There are plans to extend the Lhasa­Shigatse railway up to Kathmandu and further onward to Lumbini. PLA engineers can be expected to be involved in the construction, as also in building the second airport at Lumbini — just across India's border — for which a US $ 60.7 million contract has been awarded to the Northwest Civil Aviation Airport Construction Group of China. These will strengthen China's military presence along India's borders, Beijing's involvement in India's immediate neighbourhood, and facilitate expansion of China's strategic reach in the region.

The economic development plans decided at the Forum will promote intensified activity by the mining firms, many of which have affiliations to ex-PLA officers, and construction activity by State-owned Enterprises (SoEs). One corporation promptly announced plans to focus on department stores and supermarkets, hotels, high-end restaurants, entertainment venues such as night clubs and bars, golf clubs and private clubs, cinemas, specialty shops at airports and tourist attractions. The projects cater to a foreign or Han Chinese clientele.

A consortium of investors from Chongqing, Xinjiang and elsewhere on August 26, 2015, similarly announced the establishment of a new property insurance corporation in Lhasa with a registered capital of US $ 114 million.

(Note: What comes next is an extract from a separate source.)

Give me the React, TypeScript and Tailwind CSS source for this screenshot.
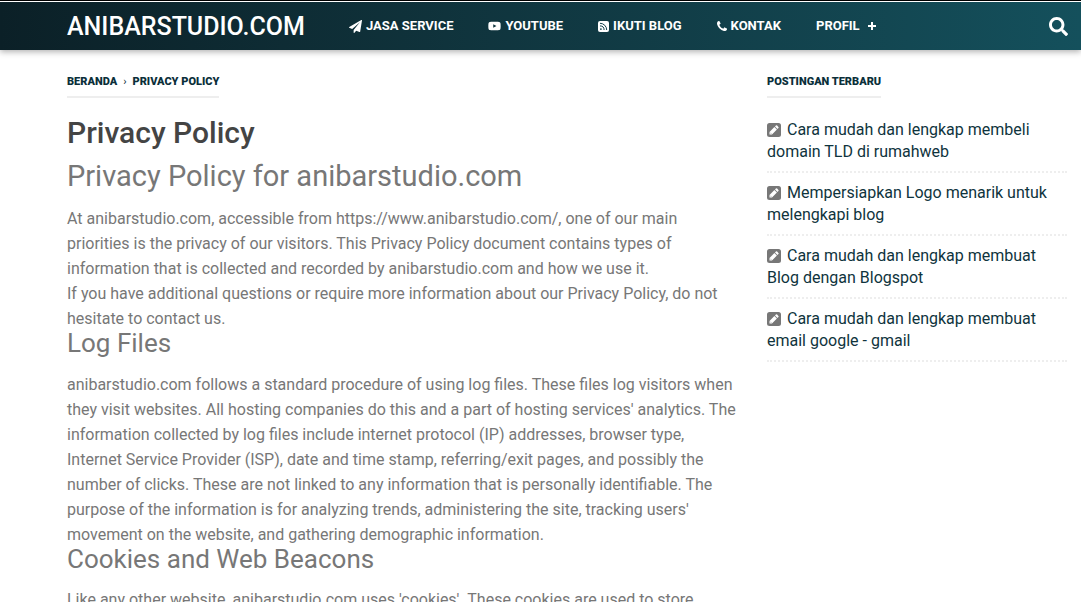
import React from 'react';
import { FaYoutube, FaSearch } from 'react-icons/fa';

function PlaneIcon() {
  return (
    <svg viewBox="0 0 1792 1792" className="h-[13px] w-[13px]" fill="currentColor">
      <path d="M1764 11q33 24 27 64l-256 1536q-5 29-32 45-14 8-31 8-11 0-24-5l-453-185-242 295q-18 23-49 23-13 0-22-4-19-7-30.5-23.5t-11.5-36.5v-349l864-1059-1069 925-395-162q-37-14-40-55-2-40 32-59l1664-960q15-9 32-9 20 0 36 11z" />
    </svg>
  );
}

function YoutubeIcon() {
  return <FaYoutube className="h-3.5 w-[13px]" />;
}

function RssIcon() {
  return (
    <svg viewBox="0 0 11 11" className="h-[11px] w-[11px]" fill="none">
      <rect width="11" height="11" rx="2" fill="currentColor" />
      <circle cx="2.9" cy="8.1" r="0.9" fill="#11404b" />
      <path d="M2 4.9a4.1 4.1 0 0 1 4.1 4.1M2 2.3a6.7 6.7 0 0 1 6.7 6.7" stroke="#11404b" strokeWidth="1" />
    </svg>
  );
}

function PhoneIcon() {
  return (
    <svg viewBox="192 128 1408 1408" className="h-[10px] w-[10px]" fill="currentColor">
      <path d="M1600 1240q0 27-10 70.5t-21 68.5q-21 50-122 106-94 51-186 51-27 0-53-3.5t-57.5-12.5-47-14.5-55.5-20.5-49-18q-98-35-175-83-127-79-264-216t-216-264q-48-77-83-175-3-9-18-49t-20.5-55.5-14.5-47-12.5-57.5-3.5-53q0-92 51-186 56-101 106-122 25-11 68.5-21t70.5-10q14 0 21 3 18 6 53 76 11 19 30 54t35 63.5 31 53.5q3 4 17.5 25t21.5 35.5 7 28.5q0 20-28.5 50t-62 55-62 53-28.5 46q0 9 5 22.5t8.5 20.5 14 24 11.5 19q76 137 174 235t235 174q2 1 19 11.5t24 14 20.5 8.5 22.5 5q18 0 46-28.5t53-62 55-62 50-28.5q14 0 28.5 7t35.5 21.5 25 17.5q25 15 53.5 31t63.5 35 54 30q70 35 76 53 3 7 3 21z" />
    </svg>
  );
}

function PencilIcon() {
  return (
    <svg viewBox="0 0 14 14" className="mr-1.5 mb-0.5 inline h-3.5 w-3.5 align-middle">
      <rect width="14" height="14" rx="2.5" fill="#777777" />
      <path d="M2.5 11.5V9l4.9-4.9 2.5 2.5L5 11.5zM8 3.5l.9-.9q.6-.6 1.2 0l1.3 1.3q.6.6 0 1.2l-.9.9z" fill="#ffffff" />
      <path d="M3.3 9.7l1 1" stroke="#777777" strokeWidth="0.6" />
    </svg>
  );
}

const menu = [
  { label: 'JASA SERVICE', icon: PlaneIcon },
  { label: 'YOUTUBE', icon: YoutubeIcon },
  { label: 'IKUTI BLOG', icon: RssIcon },
  { label: 'KONTAK', icon: PhoneIcon },
];

const recentPosts = [
  'Cara mudah dan lengkap membeli domain TLD di rumahweb',
  'Mempersiapkan Logo menarik untuk melengkapi blog',
  'Cara mudah dan lengkap membuat Blog dengan Blogspot',
  'Cara mudah dan lengkap membuat email google - gmail',
];

function Header() {
  return (
    <header className="border-t border-black bg-white pt-px shadow-[0_2px_6px_rgba(0,0,0,0.3)]">
      <div className="flex h-12 items-center bg-linear-to-r from-[#0b2027] to-[#14505c] pr-[13px] pl-[67px] text-white">
        <a href="#" className="w-[282px] shrink-0 pt-0.5 text-[25px] leading-8 font-medium">ANIBARSTUDIO.COM</a>
        <nav className="flex items-center gap-[35px] text-[13px] leading-5 font-bold whitespace-nowrap">
          {menu.map(({ label, icon: Icon }) => (
            <a key={label} href="#" className="flex items-center gap-1">
              <Icon />
              {label}
            </a>
          ))}
          <button type="button" className="flex items-center gap-2">
            PROFIL
            <svg viewBox="0 0 8 8" className="h-2 w-2" stroke="currentColor" strokeWidth="2">
              <path d="M4 0v8M0 4h8" />
            </svg>
          </button>
        </nav>
        <button type="button" aria-label="Cari" className="ml-auto">
          <FaSearch className="h-[19px] w-[19px]" />
        </button>
      </div>
    </header>
  );
}

function Article() {
  return (
    <main className="min-w-0 flex-1 text-[#777777]">
      <div className="flex">
        <nav
          aria-label="Breadcrumb"
          className="flex gap-1.5 border-b-2 border-[#eeeeee] pb-1 text-[11px] leading-5 font-black text-[#0b2f3a]"
        >
          <a href="#">BERANDA</a>
          <span className="font-normal">›</span>
          <a href="#">PRIVACY POLICY</a>
        </nav>
      </div>
      <h1 className="mt-[15px] text-[30px] leading-10 font-medium text-[#444444]">Privacy Policy</h1>
      <h2 className="mt-[3px] mb-2.5 text-[29px] leading-10">Privacy Policy for anibarstudio.com</h2>
      <p>
        At anibarstudio.com, accessible from https://www.anibarstudio.com/, one of our main priorities is the privacy
        of our visitors. This Privacy Policy document contains types of information that is collected and recorded by
        anibarstudio.com and how we use it.
      </p>
      <p>
        If you have additional questions or require more information about our Privacy Policy, do not hesitate to
        contact us.
      </p>
      <h3 className="mb-4 text-[26px] leading-[25px]">Log Files</h3>
      <p>
        anibarstudio.com follows a standard procedure of using log files. These files log visitors when they visit
        websites. All hosting companies do this and a part of hosting services' analytics. The information collected
        by log files include internet protocol (IP) addresses, browser type, Internet Service Provider (ISP), date and
        time stamp, referring/exit pages, and possibly the number of clicks. These are not linked to any information
        that is personally identifiable. The purpose of the information is for analyzing trends, administering the
        site, tracking users' movement on the website, and gathering demographic information.
      </p>
      <h3 className="mb-[15px] text-[26px] leading-[25px]">Cookies and Web Beacons</h3>
      <p>Like any other website, anibarstudio.com uses 'cookies'. These cookies are used to store</p>
    </main>
  );
}

function Sidebar() {
  return (
    <aside className="w-[300px] shrink-0">
      <div className="flex">
        <h2 className="border-b-2 border-[#eeeeee] pb-1 text-[11px] leading-5 font-black text-[#0b2f3a]">
          POSTINGAN TERBARU
        </h2>
      </div>
      <ul className="mt-3">
        {recentPosts.map((title) => (
          <li key={title} className="border-b-2 border-dotted border-[#eeeeee] pt-[9px] pb-2 leading-[22px]">
            <PencilIcon />
            <a href="#" className="text-[#0f343d]">{title}</a>
          </li>
        ))}
      </ul>
    </aside>
  );
}

export default function App() {
  return (
    <div className="h-screen overflow-hidden bg-white font-[Roboto,sans-serif] text-base leading-[25px]">
      <Header />
      <div className="flex gap-[30px] pt-[22px] pr-3.5 pl-[67px]">
        <Article />
        <Sidebar />
      </div>
    </div>
  );
}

In addition to the induction of security and construction personnel, the new policies appear designed to attract an influx of businessmen, entrepreneurs and vacationers from other parts of China.  The Forum has dispelled speculation about any mellowing in Beijing's stance towards the Dalai Lama and specifies the parameters within which any dialogue between the Chinese authorities and the Dalai Lama will be held. Coming just weeks prior to Chinese President Xi Jinping's first state visit to the United States, it additionally dilutes Washington's planned request to Xi Jinping to talk to the Dalai Lama.

 

 

The writer is former Additional Secretary in the Cabinet  Secretariat,  Government of India.